FLORIDA – Joseph Willis

Florida Representative



Joey Willis

RHP / 3B

5’3 / 117

AGE: 11




Joey is a player that treats the game, teammates, and coaches with all respect.  He plays with passion and at a high level.  Joey is an all-around player, he can play all positions. Joey is a very good hitter with power and great contact.  Joey is a great team player and will do anything to get his team a victory.  Joey is a great power pitcher with very good fastball, curveball, and change up.  His fastball fly’s out of his hands with lots of power.  His curve ball is a 12/6 with a hard break. His changeup will drop outside to get the ground ball he needs.  When you give Joey the ball you can always expect him to give you all he has.  He is a great kid and great player to watch play.

Humberto Bencomo / Manager Team MVP Legends 11U


FL-WILLIS-9TH-MIAMI-BAT1-9th-profile FL-WILLIS-9TH-MIAMI-BAT2--9th-profile

Showcase State: FL

Primary Pos: RHP

Secondary Pos: 3B

Bat: Right

Throw: Right

BTA: .620


Arm Velocity (MPH): x

Run Time 60: x


Grade:  6

All Saints Academy
Winter Haven FL

T.L. / S.L.  Coach: Eddie Bermudez




Michael & Jennifer Willis
Winter Haven, FL




Joey  has partnered with Cooper Hicks for Home Runs that Help

Joey has partnered with his newest friend, Edward Cooper Hicks, for Home Runs that Help.

Known by everyone as Cooper, he and Joey hit it off from the start and are looking forward to building a lifelong bond. Joey calls Cooper his “home run buddy”.

Cooper is an 8 year old boy that is full of life and will be normal acting 1 minute and 5 minutes later could be in an ambulance or hospital.

He is a very bright, unique child who is constantly cold and wears jackets, gloves or socks as gloves, jeans and long sleeve shirts no matter how hot or cold it is.

At the age of 1, Cooper began having seizures and was diagnosed with Epilepsy on both sides of the frontal brain. He would bang his head as hard as he could, bite himself until he bled and had to wear a helmet to prevent any serious brain injury.

He couldn’t deal with changes or people so he played by himself and no other children unless they were people he was accustomed to. It is and has always been extremely hard to go to stores or dinner with Cooper. Cooper is very bright and was finally diagnosed with Asperger’s, a high functioning form of autism, which is why he has trouble with social functions.
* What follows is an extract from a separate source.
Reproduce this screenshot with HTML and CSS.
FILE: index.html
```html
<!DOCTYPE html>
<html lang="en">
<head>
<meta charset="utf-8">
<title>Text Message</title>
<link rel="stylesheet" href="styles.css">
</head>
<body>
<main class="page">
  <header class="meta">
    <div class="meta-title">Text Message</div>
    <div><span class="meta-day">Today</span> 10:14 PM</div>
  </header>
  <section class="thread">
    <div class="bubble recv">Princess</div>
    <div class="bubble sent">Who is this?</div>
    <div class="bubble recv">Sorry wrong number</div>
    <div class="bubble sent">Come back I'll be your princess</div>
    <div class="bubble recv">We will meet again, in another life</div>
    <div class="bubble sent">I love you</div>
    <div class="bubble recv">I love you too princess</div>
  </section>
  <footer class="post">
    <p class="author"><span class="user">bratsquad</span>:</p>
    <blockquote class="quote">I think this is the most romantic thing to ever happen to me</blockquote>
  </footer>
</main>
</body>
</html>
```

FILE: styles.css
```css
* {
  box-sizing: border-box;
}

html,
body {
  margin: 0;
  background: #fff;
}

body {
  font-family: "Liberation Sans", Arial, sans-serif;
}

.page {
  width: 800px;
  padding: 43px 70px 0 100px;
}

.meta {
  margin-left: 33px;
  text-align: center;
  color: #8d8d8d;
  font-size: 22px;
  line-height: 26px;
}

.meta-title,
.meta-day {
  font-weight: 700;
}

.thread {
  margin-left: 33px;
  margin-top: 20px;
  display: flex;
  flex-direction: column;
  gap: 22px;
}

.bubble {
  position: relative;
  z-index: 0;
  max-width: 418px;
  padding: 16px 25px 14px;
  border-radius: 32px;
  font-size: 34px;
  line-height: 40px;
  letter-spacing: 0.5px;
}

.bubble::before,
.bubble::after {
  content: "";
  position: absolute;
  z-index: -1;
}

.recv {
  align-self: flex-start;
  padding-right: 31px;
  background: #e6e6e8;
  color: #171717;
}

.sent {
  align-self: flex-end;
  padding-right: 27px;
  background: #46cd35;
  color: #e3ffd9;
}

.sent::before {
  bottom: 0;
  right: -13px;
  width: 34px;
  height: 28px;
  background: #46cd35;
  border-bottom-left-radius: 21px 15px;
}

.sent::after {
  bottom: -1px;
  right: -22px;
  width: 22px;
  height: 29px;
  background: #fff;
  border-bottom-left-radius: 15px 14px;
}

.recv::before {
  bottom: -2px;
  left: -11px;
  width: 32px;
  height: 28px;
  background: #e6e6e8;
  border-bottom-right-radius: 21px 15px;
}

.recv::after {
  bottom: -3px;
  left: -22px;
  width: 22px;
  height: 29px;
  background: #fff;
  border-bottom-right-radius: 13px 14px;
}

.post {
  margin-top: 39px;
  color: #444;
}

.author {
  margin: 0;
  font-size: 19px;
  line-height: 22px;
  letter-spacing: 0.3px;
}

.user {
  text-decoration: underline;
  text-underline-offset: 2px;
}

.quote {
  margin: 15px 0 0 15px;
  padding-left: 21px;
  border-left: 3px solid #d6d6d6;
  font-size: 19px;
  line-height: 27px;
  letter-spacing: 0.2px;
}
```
Cooper hardly eats full meals, he only nibbles on things.

When Cooper started school he had to be placed in self-contained classes known as ESE classes, due to stimulation issues. He doesn’t go to the cafeteria, and his interaction in situations where there is a lot of loud noises, bright lights or people, and changes in routine completely stress him out.

The simplest play for a child who is 8 is too much for him to handle.

At 8 years old, Cooper’s weight stays at 35-40lbs.

Cooper is always complaining of pain, deals with sickness, turns white as a sheet of paper, runs fevers for no reason but for only a short period, passes out, and his blood pressure drops. He deals with numerous genetic, cardiology, neurology, E.N.T. (ear, nose, and throat) and hematology issues.

He is under the supervision of an oncologist for reason of major testing.

His cardiologist couldn’t find anything major with the exception of tachycardia, rapid heartbeat.

Cooper and his family have traveled to Chicago three times where he was finally diagnosed with DYSAUTONOMIA (an umbrella term used to describe several different medical conditions that cause a malfunction of the Autonomic Nervous System. The Autonomic Nervous System controls the “automatic” functions of the body that we do not consciously think about, such as heart rate, blood pressure, digestion, dilation and constriction of the pupils of the eye, kidney function, and temperature control). People living with various forms of dysautonomia have trouble regulating these systems, which can result in lightheadedness, fainting, unstable blood pressure, abnormal heart rates, malnutrition, and in severe cases, death.

Cooper also has a metabolic disorder known as MITOCHONDRIAL disease (which is a group of disorders caused by dysfunctional mitochondria, the organelles that generate energy for the cell. Mitochondria are found in every cell of the human body except red blood cells, and they convert the energy of food molecules into the ATP that powers most cell functions).

Cooper is also severely flat footed and wears foot braces due to break down of tissue. He had to be fitted with pediatric wheel chair. The team of doctors are trying to prevent him from being in his wheelchair for the rest of his life.

Cooper has therapy and aquatic therapy 3 days a week. He routinely sees cardiologist and neurologist at All Children’s Hospital and goes to pain management, Rheumatology, Hematology, Oncology and Genetics specialist at Nemours Children’s Hospital in Jacksonville, Orlando or Panama City depending how far his appointments are out.

Joey will be playing for his buddy Cooper and to help raise awareness for Cooper and children who are suffering from the same issues he struggles with every day.